I've just picked up some land in Eastern Canada, and I'm looking to move there full time with my family. We are far from the public grid, but the land holds a small lake created by the dam pictured in the attachments.

A bit of info on the dam:
Each sluice is 5'10. As winter took hold of the land, the flow fell from 132gal/s in November to 80gal/s yesterday (Jan 8th). The springtime flows must be very high and summer flows higher than November.
The initial drop is 6ft4.
I can adjust the height of each gate to potentially concentrate flow on one side or raise the initial drop.

I'd like to pull 3kw to a battery bank in the cottage 400ft from the dam (more if possible due to electric vehicle charging).

I'd prefer an overshot waterwheel with a short flume in the existing structure. From online power tables, it seems I'd have enough flow to achieve the required energy output but I don't know how low the water could get in say Feb, nor what efficiency level I can really achieve.

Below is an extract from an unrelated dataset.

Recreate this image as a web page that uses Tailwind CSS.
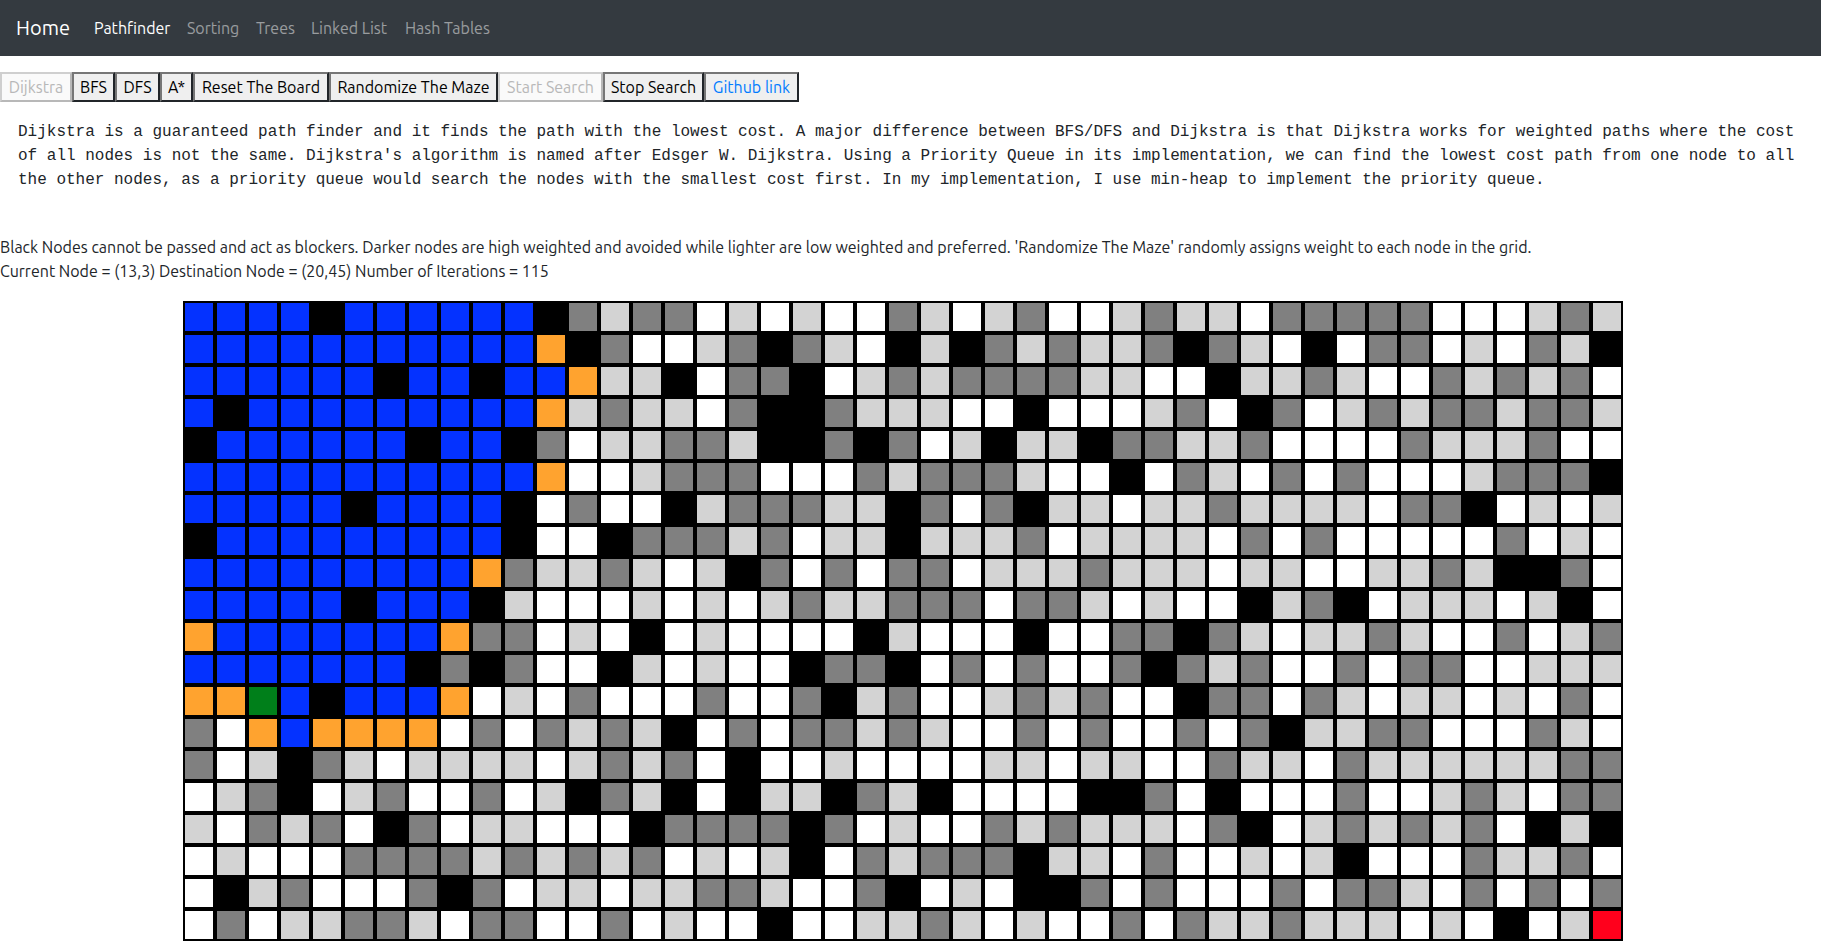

Plan B, if I build a 250ft penstock from the structure, I can deliver another 35ft of vertical drop and feed that pressure into a turbine. But every foot of penstock takes me further from the cottage, requires hard to get permits to work the ground near the riverbank and would have to be buried as winters get very cold up here and the forest is old and dense: treefall risk is very high.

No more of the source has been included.